The Trials: Voyage of Validation
Matsya was thoroughly tested on land and in water to check how well its systems work together, including power, control, stability, and safety. Another major milestone was achieved through India’s first ever deep-sea venture upto depth of 5000 m making it part of elite group of fewer than half a dozen nations.
TESTING AND VALIDATION
• Matsya underwent integrated dry tests across a 500-meter operational range to ensure system integration within its exo-structure.
• Successful wet trials were conducted at L&T Shipyard, Kattupalli Port, Chennai (Jan – Feb 2025) assessing Power and control systems, floatation and stability, human support and safety mechanisms, forward and reverse motion, navigation and communication capabilities.
• Scientific payloads, including advanced oceanographic sensors, were tested to confirm functionality.
• The demonstration phase included eight dives:
• Five unmanned dives
• Five manned dives, each rigorously qualified to validate the life support system’s reliability.
5,000 m Dive: India’s Deep-Sea Breakthrough
• The expedition was conducted on August 5 and 6, 2025 in collaboration with IFREMER – the French marine research institute. It took place in the Atlantic Ocean aboard IFREMER’s submersible Nautile.
• Indian aquanauts – Senior Scientist Raju Ramesh and Cdr.
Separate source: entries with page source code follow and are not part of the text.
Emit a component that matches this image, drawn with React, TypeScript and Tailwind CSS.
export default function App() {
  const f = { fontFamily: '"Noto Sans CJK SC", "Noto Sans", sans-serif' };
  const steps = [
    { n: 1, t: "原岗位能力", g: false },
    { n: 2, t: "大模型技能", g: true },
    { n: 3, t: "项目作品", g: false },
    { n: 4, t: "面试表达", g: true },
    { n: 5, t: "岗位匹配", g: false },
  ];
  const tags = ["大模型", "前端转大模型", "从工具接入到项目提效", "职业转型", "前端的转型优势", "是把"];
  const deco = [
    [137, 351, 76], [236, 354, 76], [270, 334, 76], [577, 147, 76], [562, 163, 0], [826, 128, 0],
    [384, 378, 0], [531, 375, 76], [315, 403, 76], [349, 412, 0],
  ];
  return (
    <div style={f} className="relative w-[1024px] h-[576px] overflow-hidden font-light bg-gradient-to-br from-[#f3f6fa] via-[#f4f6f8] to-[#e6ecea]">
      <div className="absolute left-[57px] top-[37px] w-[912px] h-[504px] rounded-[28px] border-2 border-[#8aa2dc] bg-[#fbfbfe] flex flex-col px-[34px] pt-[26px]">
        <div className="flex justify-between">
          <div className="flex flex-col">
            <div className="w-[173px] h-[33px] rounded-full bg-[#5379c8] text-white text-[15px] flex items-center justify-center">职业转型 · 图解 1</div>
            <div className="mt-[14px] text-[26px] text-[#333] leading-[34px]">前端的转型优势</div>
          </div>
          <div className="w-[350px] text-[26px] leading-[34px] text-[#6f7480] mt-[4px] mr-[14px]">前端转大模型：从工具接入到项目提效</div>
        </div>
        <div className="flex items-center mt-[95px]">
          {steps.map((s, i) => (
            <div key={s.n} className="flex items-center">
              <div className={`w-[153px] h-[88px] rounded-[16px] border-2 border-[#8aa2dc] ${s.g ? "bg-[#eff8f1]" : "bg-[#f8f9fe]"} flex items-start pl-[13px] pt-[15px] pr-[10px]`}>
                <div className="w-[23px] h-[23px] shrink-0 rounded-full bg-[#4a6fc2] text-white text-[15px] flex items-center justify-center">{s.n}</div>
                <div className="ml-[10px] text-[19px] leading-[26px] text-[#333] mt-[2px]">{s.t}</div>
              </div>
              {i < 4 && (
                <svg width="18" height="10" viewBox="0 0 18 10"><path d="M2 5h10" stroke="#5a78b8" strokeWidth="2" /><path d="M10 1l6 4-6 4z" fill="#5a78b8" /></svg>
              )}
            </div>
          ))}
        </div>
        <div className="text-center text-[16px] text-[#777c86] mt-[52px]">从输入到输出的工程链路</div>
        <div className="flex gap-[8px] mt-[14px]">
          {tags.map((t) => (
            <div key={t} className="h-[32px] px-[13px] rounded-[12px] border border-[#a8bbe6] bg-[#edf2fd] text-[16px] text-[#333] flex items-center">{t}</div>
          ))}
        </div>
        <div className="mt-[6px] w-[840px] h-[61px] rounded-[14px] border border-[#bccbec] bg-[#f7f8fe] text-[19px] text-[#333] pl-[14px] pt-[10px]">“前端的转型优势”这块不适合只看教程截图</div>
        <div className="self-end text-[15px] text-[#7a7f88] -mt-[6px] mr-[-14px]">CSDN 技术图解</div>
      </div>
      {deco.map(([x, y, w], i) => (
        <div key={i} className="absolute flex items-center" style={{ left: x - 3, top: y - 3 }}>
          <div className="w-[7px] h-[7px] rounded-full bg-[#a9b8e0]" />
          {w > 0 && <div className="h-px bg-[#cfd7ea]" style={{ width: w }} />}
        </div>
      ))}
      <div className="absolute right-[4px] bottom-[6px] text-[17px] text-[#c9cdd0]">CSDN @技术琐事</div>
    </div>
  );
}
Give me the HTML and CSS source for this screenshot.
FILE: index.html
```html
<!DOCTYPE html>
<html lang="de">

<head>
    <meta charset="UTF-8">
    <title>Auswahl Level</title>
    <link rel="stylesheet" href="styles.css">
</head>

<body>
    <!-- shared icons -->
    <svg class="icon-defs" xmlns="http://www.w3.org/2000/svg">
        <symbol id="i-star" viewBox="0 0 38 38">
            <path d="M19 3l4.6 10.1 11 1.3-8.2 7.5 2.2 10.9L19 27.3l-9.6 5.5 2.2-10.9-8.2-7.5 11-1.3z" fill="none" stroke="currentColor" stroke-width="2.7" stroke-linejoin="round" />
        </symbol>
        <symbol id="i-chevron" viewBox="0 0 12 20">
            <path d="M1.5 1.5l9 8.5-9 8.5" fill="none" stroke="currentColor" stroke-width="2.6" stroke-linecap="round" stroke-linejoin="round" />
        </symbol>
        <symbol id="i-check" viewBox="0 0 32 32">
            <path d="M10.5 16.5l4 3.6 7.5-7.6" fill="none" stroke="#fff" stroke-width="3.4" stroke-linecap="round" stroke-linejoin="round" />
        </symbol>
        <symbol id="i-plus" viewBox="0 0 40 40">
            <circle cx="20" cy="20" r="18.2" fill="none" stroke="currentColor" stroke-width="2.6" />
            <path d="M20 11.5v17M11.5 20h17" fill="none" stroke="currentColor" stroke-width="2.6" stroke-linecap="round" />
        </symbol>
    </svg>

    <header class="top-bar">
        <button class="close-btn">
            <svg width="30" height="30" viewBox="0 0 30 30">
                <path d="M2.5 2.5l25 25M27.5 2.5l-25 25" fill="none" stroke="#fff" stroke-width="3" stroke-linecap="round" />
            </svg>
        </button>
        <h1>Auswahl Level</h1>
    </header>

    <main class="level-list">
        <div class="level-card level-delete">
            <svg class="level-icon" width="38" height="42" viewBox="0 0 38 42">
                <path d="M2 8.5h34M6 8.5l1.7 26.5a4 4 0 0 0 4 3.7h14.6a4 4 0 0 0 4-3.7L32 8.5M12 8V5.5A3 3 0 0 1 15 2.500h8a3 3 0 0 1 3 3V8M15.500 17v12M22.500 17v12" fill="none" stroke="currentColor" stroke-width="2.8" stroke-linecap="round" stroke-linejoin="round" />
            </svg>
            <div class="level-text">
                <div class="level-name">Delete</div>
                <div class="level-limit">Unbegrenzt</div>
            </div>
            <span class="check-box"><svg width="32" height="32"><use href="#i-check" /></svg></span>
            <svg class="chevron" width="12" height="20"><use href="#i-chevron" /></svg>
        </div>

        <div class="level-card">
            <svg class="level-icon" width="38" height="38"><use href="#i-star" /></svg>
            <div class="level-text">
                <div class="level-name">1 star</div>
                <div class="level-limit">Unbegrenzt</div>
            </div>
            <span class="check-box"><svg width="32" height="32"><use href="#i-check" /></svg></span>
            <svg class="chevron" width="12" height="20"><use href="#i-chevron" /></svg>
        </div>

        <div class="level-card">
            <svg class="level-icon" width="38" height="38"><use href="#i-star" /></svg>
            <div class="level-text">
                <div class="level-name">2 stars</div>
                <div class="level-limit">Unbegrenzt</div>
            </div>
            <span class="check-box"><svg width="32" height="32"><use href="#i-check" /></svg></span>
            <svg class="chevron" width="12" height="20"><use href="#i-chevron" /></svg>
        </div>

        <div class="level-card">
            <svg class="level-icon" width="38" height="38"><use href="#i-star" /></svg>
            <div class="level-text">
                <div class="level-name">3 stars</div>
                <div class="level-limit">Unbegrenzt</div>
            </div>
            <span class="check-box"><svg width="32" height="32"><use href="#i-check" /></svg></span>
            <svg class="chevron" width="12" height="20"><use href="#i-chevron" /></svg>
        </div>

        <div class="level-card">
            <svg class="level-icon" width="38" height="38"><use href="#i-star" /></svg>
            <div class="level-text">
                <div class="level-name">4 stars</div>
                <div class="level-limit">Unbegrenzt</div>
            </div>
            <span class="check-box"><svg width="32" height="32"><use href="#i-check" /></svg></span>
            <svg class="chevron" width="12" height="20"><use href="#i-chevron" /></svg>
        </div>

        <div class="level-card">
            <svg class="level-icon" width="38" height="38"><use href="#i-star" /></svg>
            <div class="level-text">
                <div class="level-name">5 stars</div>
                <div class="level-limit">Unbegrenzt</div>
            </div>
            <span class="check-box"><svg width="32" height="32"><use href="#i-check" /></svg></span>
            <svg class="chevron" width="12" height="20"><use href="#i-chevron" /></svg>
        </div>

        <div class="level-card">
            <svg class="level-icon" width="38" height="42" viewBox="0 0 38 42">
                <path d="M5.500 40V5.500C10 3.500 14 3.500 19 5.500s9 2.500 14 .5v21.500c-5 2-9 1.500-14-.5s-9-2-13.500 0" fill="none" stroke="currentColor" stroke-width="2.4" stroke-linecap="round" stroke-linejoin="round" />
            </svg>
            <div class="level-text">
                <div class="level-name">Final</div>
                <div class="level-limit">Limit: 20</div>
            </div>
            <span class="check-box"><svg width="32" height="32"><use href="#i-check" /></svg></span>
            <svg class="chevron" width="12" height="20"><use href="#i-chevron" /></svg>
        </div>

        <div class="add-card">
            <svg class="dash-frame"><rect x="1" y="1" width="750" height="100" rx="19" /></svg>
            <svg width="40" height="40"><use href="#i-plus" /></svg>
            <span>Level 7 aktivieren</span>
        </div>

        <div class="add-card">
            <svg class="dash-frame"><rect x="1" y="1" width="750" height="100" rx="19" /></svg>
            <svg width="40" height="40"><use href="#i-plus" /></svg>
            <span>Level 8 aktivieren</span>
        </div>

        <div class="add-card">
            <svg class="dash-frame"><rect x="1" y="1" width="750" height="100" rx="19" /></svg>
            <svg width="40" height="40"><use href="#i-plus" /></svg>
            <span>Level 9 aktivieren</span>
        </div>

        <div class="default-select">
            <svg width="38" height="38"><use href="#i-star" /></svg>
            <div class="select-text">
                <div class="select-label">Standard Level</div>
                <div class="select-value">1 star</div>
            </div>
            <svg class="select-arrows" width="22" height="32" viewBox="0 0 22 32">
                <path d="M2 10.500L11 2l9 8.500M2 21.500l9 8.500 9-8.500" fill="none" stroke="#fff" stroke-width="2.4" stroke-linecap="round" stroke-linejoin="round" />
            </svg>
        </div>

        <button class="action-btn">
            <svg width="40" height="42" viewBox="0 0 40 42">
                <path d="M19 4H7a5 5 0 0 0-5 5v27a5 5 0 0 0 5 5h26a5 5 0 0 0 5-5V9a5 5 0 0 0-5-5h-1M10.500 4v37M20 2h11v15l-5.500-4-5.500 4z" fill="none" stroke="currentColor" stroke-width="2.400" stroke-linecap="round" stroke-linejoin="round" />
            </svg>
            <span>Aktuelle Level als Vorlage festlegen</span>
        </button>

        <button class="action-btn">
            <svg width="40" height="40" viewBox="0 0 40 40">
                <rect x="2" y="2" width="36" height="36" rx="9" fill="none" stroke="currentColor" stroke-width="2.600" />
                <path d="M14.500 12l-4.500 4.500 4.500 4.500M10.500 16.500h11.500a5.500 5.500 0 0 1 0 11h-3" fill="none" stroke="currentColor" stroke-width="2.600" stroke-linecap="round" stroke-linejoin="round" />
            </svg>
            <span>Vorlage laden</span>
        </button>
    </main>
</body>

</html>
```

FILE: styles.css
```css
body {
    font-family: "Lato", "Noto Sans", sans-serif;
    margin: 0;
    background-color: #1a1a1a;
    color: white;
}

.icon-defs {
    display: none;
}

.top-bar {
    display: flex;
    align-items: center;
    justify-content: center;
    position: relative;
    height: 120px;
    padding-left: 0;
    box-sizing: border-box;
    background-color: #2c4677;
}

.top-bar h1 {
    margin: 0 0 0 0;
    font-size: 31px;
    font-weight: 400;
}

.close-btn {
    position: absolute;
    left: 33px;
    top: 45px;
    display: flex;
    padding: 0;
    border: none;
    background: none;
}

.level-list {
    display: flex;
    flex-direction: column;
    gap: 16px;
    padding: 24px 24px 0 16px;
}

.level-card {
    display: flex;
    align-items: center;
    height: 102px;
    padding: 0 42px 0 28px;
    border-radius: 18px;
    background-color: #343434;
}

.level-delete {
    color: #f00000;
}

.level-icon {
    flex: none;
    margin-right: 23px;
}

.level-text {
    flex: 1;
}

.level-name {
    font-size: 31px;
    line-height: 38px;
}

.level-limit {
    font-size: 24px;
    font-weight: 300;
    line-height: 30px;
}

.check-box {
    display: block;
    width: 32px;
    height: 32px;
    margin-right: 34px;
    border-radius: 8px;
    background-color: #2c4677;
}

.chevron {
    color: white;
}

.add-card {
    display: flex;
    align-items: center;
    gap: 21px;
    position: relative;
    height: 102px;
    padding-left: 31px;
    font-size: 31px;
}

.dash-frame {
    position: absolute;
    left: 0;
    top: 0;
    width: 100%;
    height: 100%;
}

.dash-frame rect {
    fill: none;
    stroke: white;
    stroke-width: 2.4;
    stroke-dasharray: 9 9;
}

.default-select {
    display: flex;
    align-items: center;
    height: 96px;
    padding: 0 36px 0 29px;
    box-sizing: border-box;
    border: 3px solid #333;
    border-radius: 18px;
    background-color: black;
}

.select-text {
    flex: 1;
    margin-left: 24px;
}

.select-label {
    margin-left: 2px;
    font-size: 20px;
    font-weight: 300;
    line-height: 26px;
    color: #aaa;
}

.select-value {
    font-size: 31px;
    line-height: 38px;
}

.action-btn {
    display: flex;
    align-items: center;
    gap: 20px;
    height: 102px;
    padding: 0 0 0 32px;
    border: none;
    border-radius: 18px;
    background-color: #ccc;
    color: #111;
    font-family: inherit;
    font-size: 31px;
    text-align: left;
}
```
Jatinder Pal Singh (Retd) from NIOT, Chennai completed their inaugural seven-hour deep sea dives, collecting vital data and observation before resurfacing safely.
• The NIOT team gained hands-on experience on:
• Pre-dive preparation and piloting operations.
• habitability and buoyancy management.
• Manipulator-based interventions like flag placement and sample collection.
• Deployment and retrieval during four dives.
• Trajectory tracking.
• Onboard system management.
• Operating acoustic communication.
• Overall dive planning and execution of operational procedures.
This Indo-French research expedition supports ‘MATSYA – 6000’ development highlighting milestones like realisation and testing of the titanium hull, syntactic foam, VBS, and drop-weight mechanism, open ocean testing of subsystems and certification, shallow water demonstration up to 500 meters by early 2026, research vessel augmentation with LARS, integration and deep-water tests by mid-2027 and scientific explorations using MATSYA-6000 during 2027–28
Deep Ocean Mission: Story Till Now
India has made notable strides in developing indigenous deep-sea technologies, including vehicles and pressure-resistant materials, with successful trials already in progress. In December 2022, the Ocean Mineral Explorer (OMe 6000), an autonomous vehicle, explored mineral-rich zones at a depth of 5,271 meters in the Central Indian Ocean Basin Polymetallic Manganese Nodule (PMN) site. Using the research vessel SagarNidhi, it surveyed 14 sq. km and mapped a detailed 1 km × 0.5 km area to assess polymetallic nodule distribution and deep-sea biodiversity, laying the groundwork for future exploration and resource mapping.
Conclusion:
The Deep Ocean Mission, with its pioneering Samudrayaan Project, marks a transformative leap in India’s scientific and strategic capabilities. By venturing into the depths of the ocean, India is not only unlocking vast reserves of minerals, biodiversity, and energy, but also positioning itself among the few nations with advanced deep-sea exploration technology as enshrined in Prime Minister’s vision of ‘Samudra Manthan’.
The development of a manned submersible reflects India’s growing expertise in marine engineering and innovation. This initiative supports key pillars of the Blue Economy and also fosters indigenous technology, boosts marine-based industries, and creates new opportunities for research, enterprise, and employment. The Deep Ocean Mission is not just a dive into the unknown – it’s a bold stride toward a resilient, resource-rich, and future-ready India.